Standing up now, I moved toward my bedroom door so I could watch him. He was bent down over the counter near those lines. Then I heard that inhale again; he had snorted another one. Well, God, you’ve kept him from acting crazy on that stuff till now, so could you give me another break and keep him chilled out this time too? For a beginner, two of those lines seemed like a whole lot to be doing.
“Hey,” Brian said, standing up and turning toward the door to look at me across the hall. “Come in here.”

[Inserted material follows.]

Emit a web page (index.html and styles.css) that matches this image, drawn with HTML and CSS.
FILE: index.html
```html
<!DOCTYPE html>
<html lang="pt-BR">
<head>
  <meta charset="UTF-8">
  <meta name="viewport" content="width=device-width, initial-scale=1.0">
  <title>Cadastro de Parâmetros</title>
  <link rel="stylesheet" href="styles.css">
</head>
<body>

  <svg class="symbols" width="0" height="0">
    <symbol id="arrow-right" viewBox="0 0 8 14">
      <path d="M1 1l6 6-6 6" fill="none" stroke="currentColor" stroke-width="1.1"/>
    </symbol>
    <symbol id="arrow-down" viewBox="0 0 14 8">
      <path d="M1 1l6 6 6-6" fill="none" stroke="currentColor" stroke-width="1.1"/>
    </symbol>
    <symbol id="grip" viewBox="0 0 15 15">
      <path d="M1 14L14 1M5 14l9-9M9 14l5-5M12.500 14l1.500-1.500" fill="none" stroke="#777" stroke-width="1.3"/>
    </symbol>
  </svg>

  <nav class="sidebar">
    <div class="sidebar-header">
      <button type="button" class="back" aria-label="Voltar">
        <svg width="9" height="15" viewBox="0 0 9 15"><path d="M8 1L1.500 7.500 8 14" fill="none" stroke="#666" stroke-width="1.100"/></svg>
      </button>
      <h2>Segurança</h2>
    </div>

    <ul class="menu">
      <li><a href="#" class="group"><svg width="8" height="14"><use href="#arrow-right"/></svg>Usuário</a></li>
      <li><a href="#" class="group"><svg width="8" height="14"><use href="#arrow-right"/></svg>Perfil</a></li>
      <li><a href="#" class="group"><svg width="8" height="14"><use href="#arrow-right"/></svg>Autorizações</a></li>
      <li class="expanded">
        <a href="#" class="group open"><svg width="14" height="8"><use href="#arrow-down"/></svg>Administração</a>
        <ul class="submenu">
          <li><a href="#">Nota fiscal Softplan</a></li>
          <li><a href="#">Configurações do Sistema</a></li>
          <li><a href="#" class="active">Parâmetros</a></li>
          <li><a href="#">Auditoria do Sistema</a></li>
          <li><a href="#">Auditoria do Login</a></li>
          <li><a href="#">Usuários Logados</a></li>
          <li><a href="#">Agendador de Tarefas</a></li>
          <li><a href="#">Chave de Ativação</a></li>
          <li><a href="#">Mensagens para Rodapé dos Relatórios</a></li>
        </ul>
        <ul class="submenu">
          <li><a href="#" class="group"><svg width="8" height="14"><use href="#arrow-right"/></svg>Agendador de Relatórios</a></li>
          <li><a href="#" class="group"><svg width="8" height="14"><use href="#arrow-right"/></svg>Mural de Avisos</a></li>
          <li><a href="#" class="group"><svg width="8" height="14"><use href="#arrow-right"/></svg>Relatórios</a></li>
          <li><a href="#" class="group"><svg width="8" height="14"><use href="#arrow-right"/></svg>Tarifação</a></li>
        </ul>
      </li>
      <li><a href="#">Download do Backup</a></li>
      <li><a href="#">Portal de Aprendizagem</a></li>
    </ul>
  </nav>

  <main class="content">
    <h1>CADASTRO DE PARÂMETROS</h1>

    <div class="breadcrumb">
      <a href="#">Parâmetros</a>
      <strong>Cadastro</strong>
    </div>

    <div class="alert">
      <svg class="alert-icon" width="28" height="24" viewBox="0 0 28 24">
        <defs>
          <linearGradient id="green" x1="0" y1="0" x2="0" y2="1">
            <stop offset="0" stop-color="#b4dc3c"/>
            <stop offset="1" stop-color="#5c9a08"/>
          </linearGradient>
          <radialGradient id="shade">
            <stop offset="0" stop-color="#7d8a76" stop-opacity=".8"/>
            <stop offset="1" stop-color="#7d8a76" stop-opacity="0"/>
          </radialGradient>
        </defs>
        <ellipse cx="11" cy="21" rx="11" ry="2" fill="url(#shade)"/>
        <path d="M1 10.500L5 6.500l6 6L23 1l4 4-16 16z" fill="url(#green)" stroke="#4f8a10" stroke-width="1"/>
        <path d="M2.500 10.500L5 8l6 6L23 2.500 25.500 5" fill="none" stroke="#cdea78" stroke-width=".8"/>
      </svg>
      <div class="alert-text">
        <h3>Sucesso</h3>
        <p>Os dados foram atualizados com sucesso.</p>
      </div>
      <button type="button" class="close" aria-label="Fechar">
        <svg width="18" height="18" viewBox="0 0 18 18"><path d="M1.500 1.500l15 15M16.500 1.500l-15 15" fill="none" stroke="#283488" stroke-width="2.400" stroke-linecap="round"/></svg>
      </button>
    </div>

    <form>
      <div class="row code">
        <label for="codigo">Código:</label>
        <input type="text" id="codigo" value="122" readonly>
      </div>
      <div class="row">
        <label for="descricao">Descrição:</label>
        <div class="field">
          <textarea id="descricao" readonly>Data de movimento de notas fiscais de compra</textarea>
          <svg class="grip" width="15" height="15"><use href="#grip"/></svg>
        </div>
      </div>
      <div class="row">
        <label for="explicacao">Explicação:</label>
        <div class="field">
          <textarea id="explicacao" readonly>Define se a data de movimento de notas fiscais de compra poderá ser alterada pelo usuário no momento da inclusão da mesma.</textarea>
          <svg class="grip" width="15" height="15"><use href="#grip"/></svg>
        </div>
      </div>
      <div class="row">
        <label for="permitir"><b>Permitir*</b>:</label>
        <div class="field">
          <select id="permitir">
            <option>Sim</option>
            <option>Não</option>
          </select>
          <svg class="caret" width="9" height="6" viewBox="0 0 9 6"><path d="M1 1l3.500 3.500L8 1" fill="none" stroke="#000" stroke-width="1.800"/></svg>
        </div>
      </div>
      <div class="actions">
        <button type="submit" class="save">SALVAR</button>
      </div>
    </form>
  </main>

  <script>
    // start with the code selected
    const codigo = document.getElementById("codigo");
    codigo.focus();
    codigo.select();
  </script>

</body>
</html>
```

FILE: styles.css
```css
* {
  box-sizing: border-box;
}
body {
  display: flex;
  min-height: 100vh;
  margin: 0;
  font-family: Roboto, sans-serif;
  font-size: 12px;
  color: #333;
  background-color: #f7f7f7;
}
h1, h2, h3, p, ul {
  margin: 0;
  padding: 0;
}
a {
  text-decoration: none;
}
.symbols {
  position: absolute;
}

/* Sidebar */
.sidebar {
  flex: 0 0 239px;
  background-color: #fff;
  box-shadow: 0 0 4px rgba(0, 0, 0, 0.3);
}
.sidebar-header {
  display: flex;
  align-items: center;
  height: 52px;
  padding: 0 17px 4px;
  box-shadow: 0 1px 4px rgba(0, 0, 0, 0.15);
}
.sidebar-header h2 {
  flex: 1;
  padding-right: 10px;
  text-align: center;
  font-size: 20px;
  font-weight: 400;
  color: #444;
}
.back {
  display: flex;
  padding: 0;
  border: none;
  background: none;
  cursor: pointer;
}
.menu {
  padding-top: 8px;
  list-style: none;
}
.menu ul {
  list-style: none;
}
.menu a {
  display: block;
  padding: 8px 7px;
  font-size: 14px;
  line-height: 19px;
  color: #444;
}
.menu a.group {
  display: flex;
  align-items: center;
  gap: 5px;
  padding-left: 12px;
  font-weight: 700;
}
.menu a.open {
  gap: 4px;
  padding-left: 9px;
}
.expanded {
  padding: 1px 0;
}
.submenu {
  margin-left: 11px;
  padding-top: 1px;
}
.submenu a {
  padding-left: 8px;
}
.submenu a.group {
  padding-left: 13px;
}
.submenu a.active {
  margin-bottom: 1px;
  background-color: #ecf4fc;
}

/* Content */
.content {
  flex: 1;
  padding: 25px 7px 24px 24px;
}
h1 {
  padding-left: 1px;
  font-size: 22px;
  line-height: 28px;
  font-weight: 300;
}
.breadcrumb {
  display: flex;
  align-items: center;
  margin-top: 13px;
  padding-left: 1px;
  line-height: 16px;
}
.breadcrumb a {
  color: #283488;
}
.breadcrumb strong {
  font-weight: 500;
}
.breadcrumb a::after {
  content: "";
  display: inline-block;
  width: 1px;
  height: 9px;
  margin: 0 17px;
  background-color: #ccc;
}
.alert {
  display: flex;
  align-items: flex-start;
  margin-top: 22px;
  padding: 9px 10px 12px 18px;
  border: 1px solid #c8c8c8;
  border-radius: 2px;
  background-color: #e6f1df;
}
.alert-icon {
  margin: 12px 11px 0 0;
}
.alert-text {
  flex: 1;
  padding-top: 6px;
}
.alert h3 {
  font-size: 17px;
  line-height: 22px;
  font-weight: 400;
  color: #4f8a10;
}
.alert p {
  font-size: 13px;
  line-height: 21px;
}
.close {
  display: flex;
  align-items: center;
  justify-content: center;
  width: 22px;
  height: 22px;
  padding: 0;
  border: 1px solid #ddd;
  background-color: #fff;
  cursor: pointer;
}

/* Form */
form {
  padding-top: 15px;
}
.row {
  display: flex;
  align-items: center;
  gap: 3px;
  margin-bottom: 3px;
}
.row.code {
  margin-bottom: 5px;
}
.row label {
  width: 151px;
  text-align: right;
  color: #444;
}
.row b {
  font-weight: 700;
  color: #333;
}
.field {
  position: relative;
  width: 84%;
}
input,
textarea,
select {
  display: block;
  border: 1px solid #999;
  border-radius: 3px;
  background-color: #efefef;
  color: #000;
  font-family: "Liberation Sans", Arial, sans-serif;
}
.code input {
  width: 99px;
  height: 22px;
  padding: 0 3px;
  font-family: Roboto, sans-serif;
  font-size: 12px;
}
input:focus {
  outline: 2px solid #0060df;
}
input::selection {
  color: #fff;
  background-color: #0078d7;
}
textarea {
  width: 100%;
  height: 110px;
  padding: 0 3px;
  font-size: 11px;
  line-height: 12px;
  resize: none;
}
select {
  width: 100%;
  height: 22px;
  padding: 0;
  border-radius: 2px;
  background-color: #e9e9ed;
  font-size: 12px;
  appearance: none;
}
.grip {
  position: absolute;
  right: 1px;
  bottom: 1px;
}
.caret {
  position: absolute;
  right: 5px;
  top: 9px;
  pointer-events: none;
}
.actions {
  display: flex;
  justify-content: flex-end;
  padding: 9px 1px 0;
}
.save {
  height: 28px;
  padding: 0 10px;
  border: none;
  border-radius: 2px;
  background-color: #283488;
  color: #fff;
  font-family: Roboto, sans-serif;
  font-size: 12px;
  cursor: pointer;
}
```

I was not looking forward to this. I hated that those drugs were in there, and I hated that he was doing them again. But I walked across the hall to the bathroom as he
asked and stood in the doorway.
“I just want you to know something,” he said, sniffing a little to get the rest of the ice up his nose. He turned and faced me in that tight tee shirt and those high waters as if he was about to come at me for a tackle.
“Yeah,” I said, “what?”
“You know, I’m still in control here.”
He just stood there looking at me. I guessed he was waiting for my response.

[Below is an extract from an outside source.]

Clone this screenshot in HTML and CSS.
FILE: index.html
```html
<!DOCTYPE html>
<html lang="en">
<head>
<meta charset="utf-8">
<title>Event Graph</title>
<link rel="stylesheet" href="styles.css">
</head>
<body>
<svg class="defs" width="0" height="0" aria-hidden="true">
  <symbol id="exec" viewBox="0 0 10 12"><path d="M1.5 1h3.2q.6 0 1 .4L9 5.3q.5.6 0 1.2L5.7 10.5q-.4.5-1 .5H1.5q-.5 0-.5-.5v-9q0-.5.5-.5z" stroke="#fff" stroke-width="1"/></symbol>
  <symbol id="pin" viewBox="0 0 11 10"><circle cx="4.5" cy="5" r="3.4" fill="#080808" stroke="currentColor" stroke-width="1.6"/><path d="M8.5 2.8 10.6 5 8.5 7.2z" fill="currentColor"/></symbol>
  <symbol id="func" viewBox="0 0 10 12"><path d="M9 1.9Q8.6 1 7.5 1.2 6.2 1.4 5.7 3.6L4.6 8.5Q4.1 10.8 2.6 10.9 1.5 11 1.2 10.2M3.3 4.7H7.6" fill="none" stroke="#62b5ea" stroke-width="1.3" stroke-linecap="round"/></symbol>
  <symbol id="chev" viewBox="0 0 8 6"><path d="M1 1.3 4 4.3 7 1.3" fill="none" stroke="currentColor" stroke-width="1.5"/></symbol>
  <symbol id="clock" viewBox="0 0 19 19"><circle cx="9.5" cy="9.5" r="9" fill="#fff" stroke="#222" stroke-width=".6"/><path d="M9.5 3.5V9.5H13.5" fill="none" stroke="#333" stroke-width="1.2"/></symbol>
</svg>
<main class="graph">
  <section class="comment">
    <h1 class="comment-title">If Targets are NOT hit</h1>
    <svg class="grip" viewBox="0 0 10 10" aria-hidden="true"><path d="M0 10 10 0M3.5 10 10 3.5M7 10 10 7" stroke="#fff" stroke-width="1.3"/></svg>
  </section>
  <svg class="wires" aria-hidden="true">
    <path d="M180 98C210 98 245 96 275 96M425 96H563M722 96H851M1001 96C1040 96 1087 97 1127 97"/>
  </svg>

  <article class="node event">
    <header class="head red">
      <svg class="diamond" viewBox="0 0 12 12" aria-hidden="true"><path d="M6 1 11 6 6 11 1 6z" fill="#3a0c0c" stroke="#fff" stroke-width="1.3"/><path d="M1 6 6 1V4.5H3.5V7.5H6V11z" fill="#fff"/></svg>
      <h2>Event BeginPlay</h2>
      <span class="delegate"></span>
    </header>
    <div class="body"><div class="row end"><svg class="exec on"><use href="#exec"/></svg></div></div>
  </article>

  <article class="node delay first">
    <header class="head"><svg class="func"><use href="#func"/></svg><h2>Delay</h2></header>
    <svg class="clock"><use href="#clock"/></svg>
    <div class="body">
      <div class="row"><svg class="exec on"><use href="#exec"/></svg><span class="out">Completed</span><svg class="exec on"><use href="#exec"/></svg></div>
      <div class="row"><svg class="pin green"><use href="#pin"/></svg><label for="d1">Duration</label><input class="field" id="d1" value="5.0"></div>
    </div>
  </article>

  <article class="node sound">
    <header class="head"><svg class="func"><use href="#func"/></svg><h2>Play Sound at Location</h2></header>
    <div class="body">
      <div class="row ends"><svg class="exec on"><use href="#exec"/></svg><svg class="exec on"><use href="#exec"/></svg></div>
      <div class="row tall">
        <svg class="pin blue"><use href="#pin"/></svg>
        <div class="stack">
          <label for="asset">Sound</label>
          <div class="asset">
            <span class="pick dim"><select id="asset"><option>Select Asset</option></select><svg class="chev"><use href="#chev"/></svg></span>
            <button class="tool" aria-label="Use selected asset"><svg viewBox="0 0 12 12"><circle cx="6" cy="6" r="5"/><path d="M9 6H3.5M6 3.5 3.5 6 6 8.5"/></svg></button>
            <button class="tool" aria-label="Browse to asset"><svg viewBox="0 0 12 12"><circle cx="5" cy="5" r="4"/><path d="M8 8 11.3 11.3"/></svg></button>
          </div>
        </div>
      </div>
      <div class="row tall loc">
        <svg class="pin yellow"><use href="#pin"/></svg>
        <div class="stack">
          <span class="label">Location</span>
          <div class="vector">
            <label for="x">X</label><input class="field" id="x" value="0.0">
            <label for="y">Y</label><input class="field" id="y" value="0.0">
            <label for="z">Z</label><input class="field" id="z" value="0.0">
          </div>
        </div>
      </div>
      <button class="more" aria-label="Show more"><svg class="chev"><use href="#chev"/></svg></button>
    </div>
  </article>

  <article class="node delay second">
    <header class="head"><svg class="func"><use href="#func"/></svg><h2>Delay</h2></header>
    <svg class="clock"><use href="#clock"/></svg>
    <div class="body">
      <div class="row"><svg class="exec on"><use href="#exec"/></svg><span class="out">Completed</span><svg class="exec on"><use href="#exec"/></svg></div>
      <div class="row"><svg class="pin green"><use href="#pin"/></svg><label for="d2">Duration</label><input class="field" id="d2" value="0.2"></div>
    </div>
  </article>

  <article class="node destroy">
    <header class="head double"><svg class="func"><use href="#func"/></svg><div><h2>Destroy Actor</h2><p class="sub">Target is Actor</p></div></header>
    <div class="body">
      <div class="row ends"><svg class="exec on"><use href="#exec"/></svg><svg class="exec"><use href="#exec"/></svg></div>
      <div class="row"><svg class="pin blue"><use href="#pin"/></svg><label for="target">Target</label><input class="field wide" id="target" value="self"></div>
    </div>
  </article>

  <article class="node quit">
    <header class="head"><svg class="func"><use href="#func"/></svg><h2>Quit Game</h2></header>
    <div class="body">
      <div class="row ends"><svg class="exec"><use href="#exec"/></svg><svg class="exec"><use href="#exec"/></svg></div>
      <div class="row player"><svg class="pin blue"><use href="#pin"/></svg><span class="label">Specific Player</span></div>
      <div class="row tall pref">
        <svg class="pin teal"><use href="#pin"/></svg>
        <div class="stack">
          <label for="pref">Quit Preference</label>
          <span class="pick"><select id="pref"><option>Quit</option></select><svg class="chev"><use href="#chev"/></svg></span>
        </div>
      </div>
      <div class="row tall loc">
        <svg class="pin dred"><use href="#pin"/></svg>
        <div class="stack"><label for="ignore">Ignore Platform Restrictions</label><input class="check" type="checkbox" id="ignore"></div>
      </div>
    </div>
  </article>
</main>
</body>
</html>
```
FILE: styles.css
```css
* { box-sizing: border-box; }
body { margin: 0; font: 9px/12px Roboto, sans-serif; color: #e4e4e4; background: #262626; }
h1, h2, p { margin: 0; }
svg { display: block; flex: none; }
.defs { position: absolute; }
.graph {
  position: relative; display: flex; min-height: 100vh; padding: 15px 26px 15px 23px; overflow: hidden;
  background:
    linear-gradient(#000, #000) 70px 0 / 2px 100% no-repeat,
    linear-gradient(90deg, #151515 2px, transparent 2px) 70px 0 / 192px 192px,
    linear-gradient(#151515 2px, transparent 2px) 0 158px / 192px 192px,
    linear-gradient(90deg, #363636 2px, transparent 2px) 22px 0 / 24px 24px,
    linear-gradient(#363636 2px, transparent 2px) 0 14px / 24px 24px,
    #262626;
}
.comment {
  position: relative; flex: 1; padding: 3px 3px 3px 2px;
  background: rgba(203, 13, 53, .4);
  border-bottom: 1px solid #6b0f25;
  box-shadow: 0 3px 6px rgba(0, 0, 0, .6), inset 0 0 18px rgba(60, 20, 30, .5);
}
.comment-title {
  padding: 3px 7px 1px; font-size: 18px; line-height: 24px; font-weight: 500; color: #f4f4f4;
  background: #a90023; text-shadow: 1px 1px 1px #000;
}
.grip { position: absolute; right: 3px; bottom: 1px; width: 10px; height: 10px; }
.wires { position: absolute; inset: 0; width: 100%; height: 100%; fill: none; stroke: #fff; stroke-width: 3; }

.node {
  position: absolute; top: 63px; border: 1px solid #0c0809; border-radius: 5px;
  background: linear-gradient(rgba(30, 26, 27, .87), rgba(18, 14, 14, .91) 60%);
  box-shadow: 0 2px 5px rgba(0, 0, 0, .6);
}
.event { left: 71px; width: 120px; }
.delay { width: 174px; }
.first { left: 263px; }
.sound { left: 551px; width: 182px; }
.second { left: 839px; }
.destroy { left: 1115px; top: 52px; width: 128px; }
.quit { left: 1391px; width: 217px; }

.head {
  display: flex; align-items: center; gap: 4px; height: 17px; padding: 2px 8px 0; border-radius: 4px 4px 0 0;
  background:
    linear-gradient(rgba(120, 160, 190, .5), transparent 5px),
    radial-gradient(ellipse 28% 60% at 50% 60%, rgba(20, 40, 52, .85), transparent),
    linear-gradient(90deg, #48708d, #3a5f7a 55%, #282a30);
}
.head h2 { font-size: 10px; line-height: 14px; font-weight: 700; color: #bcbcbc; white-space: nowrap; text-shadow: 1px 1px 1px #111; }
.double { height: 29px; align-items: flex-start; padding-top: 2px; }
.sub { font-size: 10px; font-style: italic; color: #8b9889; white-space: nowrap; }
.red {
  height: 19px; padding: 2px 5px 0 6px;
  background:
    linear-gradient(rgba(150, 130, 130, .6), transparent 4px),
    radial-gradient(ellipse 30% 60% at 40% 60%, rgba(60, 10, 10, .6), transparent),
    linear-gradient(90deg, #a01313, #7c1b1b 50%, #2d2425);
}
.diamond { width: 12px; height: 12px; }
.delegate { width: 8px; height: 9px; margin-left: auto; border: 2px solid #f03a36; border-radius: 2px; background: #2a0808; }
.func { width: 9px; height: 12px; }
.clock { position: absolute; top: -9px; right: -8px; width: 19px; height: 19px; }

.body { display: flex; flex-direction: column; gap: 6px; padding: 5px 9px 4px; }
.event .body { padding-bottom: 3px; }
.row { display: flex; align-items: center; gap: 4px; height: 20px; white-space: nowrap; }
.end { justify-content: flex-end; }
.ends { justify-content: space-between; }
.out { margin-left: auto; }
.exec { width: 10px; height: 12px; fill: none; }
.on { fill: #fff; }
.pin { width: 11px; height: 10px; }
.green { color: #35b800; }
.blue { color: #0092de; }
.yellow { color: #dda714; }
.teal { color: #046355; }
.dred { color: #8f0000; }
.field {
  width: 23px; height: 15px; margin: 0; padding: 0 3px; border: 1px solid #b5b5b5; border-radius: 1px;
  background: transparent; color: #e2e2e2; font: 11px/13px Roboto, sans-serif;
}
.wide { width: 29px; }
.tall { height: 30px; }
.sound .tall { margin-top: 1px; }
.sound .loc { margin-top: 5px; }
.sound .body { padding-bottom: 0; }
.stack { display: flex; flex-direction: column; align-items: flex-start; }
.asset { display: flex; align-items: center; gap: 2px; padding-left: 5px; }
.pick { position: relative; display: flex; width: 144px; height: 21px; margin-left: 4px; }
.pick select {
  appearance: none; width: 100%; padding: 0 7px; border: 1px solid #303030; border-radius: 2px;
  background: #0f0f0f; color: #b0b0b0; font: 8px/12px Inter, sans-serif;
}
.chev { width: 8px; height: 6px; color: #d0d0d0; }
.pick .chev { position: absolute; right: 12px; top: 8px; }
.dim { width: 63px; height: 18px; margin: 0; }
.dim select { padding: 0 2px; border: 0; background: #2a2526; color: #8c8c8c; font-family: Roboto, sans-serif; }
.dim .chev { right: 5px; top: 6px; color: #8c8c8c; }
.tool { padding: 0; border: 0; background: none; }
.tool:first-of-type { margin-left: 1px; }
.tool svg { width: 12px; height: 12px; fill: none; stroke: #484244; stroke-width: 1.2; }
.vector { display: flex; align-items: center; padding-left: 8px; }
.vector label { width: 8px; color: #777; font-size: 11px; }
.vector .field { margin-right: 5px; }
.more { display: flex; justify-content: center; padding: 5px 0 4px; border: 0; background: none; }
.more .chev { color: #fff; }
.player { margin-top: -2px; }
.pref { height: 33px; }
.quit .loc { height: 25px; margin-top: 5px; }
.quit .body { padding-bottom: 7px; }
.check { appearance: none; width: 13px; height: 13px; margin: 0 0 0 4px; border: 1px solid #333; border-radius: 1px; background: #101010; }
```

“Okay,” I answered him. “That’s fine.” Yeah right, dude. If you’re still in control, then why are you following me around my house and asking me to use my washing machine? You’re supposed to be holding me hostage here, and you’re going around asking me for stuff. But, sure, you can be in control if you want.
As I saw it, he could try and convince himself all night that he was still in control. I had no problem with that. Fine. I’d agree with him. Go on. I’ll say whatever you want to hear. He just wasn’t going to convince me so easily. I mean, I wasn’t stupid. He was a big guy, and for all I knew he could turn on a dime and start sticking those guns up in my face again. But the thing was, now I saw who really was in control. And it wasn’t Brian Nichols. It wasn’t me, either. It was God.
I stepped back into the hall to get out of his way as he walked by me, and I saw my clogs on the floor near the bench where his red jacket was lying. He must’ve put my shoes there; I had no idea why. My cigarettes, the lighter, and the ashtray were over on the counter in the bathroom, so I went and grabbed those quickly. Then I followed Brian into the living room.